REQUIRED TASK:
Each line of the material below that holds the word "page" needs to be copied.

MATERIAL SUPPLIED:
▼▼▼
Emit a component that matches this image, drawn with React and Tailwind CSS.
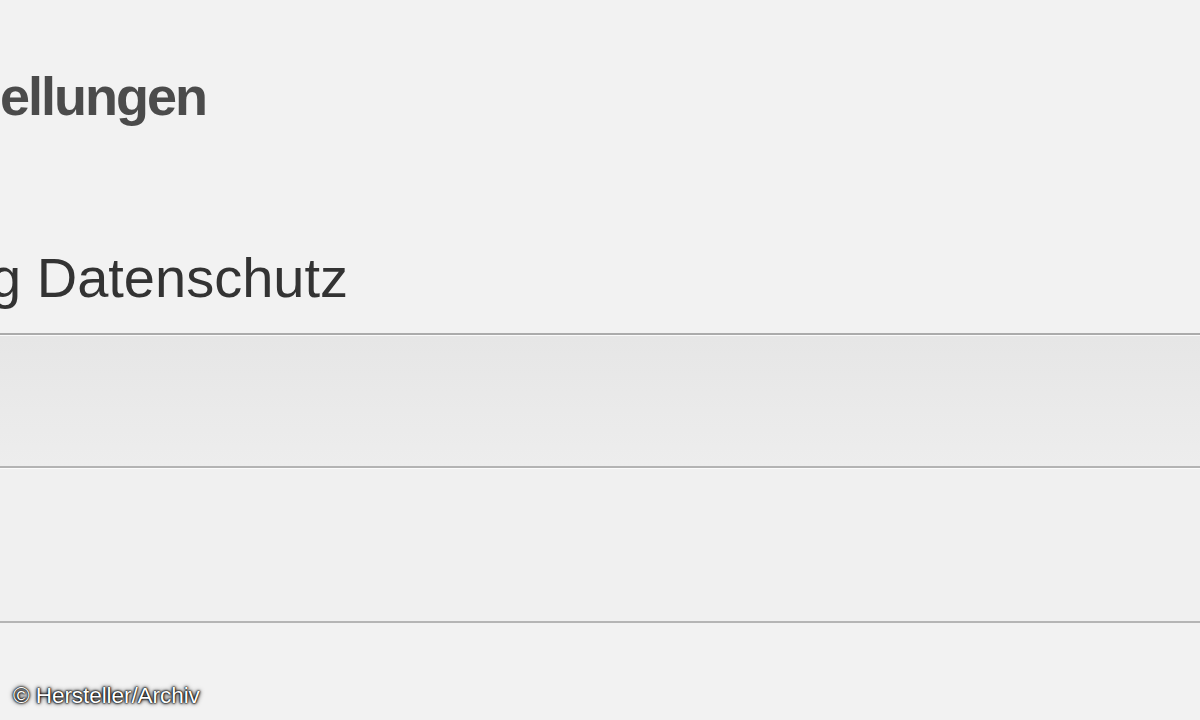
▲▲▲
▼▼▼
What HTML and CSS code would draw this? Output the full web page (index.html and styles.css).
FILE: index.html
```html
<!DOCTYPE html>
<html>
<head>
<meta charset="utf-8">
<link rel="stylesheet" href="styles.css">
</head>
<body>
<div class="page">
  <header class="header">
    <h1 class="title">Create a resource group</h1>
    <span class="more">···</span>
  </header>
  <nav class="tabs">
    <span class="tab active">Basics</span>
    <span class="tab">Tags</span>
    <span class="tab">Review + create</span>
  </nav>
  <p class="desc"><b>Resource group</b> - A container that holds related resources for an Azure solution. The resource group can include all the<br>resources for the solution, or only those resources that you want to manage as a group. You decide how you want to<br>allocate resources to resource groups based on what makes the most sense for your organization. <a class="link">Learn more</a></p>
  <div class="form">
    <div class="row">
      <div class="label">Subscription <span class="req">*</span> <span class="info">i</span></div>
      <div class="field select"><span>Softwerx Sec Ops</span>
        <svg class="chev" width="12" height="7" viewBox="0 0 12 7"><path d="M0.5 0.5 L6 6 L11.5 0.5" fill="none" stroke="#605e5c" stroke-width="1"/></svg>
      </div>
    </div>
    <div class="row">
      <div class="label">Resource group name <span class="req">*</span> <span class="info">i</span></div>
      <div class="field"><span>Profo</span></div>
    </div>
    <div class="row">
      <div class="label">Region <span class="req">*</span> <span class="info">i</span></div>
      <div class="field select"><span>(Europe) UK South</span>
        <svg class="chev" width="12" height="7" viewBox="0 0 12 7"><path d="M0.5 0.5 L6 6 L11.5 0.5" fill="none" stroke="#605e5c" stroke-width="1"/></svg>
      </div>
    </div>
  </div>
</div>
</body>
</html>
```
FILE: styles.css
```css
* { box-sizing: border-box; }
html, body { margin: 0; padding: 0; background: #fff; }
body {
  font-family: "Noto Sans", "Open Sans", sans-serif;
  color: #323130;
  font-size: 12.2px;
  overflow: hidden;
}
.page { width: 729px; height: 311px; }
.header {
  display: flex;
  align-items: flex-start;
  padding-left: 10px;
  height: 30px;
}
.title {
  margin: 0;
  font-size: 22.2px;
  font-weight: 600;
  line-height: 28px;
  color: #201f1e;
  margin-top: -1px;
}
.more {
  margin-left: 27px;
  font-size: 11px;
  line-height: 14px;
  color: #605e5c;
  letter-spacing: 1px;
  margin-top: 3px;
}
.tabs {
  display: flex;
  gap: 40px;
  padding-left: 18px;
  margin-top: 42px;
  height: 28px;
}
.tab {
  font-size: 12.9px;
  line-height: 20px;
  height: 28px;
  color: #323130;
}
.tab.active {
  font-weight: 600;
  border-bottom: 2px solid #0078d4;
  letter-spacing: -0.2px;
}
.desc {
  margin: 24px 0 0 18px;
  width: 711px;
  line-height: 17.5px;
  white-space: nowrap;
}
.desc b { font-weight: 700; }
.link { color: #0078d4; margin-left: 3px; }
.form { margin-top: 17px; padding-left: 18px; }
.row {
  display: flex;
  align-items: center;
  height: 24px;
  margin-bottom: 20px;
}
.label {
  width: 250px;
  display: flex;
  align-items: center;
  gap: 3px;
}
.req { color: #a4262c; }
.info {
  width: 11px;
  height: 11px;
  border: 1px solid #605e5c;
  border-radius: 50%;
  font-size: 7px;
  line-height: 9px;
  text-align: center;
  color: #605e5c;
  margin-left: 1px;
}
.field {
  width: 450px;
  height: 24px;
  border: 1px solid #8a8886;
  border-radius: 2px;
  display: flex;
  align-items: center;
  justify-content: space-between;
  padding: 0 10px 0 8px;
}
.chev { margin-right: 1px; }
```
▲▲▲
▼▼▼
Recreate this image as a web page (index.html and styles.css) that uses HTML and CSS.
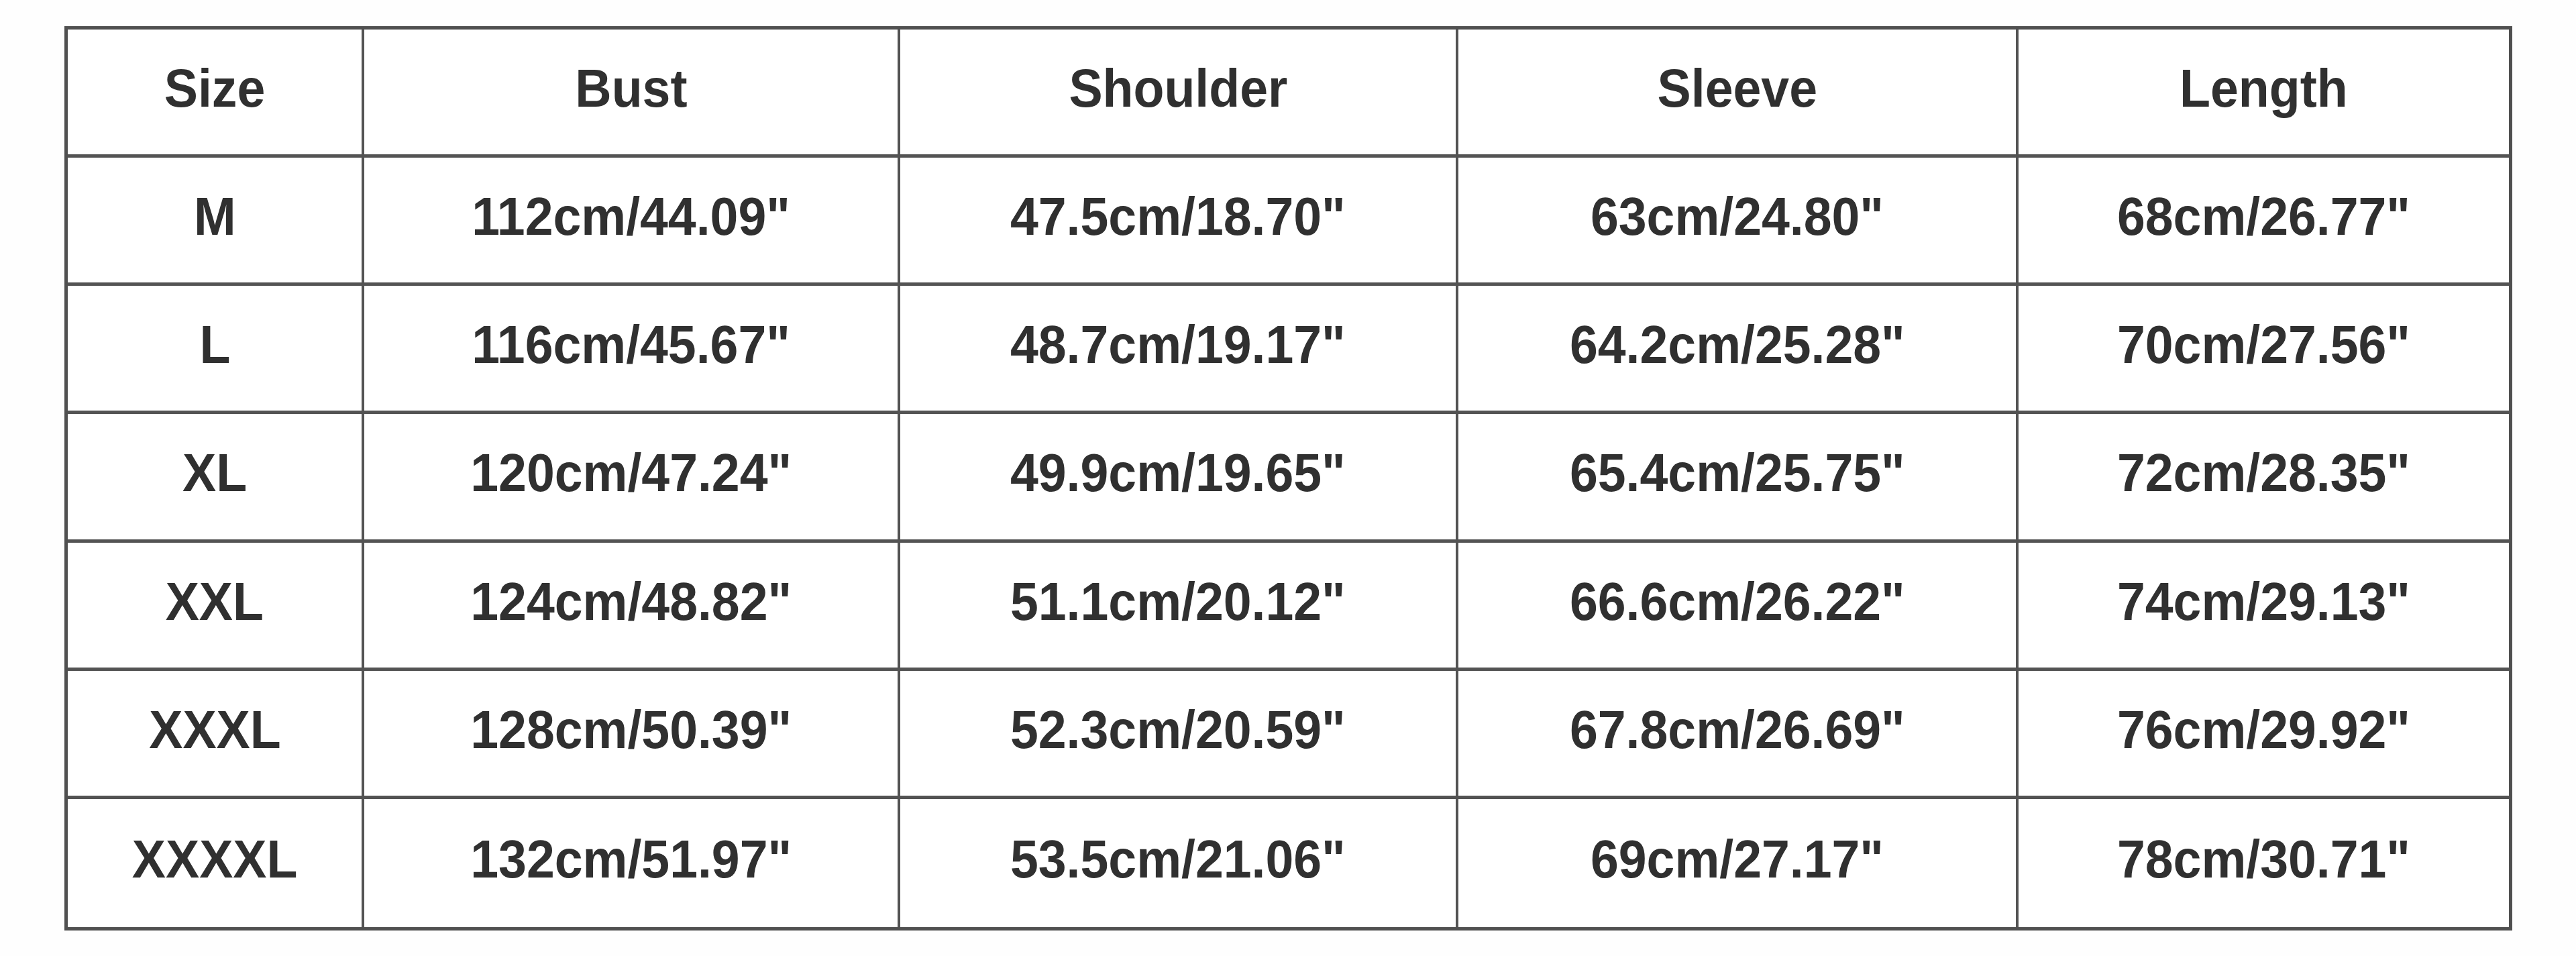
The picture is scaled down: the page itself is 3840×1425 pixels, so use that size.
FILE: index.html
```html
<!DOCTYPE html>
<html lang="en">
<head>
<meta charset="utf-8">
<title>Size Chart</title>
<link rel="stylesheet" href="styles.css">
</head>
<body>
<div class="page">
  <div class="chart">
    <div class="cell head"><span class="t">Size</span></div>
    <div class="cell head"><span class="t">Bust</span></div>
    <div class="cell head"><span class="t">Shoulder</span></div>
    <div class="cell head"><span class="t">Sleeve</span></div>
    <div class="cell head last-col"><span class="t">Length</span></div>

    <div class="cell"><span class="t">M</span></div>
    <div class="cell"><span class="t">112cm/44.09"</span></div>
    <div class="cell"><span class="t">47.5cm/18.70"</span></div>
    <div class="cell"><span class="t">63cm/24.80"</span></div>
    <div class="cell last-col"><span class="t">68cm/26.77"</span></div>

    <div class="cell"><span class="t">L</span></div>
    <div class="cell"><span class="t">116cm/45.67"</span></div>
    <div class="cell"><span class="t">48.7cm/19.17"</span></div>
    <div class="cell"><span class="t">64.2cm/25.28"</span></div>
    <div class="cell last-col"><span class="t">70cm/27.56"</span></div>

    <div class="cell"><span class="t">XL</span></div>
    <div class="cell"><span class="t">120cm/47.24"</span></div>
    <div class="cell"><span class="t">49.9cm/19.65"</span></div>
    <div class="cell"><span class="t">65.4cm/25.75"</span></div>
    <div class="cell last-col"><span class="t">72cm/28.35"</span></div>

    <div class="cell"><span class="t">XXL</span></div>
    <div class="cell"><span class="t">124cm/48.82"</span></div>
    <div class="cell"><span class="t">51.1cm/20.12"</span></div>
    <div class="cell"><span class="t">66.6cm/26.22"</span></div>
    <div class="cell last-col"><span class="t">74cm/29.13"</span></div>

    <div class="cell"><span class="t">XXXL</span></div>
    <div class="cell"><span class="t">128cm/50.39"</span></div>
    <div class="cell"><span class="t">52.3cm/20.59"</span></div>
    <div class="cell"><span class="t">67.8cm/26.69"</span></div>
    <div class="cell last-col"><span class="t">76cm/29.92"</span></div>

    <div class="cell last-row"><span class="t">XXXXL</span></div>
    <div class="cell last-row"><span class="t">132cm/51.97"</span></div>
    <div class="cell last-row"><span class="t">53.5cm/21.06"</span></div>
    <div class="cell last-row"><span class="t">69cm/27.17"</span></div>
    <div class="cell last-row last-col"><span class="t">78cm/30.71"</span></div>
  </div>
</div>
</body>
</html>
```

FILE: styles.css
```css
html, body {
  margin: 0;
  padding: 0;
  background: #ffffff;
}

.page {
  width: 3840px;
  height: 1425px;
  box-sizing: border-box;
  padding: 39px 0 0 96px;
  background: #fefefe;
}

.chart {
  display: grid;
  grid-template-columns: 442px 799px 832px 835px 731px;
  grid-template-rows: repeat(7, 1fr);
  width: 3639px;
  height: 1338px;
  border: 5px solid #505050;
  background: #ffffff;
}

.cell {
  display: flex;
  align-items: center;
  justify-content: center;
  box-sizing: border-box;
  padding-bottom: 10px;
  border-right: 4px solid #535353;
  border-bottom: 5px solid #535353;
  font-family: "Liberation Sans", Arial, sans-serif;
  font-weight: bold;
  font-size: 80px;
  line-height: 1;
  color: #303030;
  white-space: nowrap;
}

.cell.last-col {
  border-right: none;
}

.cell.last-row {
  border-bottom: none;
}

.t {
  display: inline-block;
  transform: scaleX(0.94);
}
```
▲▲▲
THE SOLUTION:
What HTML and CSS code would draw this? Output the full web page (index.html and styles.css).
<div class="page">
.page { width: 729px; height: 311px; }
Recreate this image as a web page (index.html and styles.css) that uses HTML and CSS.
The picture is scaled down: the page itself is 3840×1425 pixels, so use that size.
<div class="page">
.page {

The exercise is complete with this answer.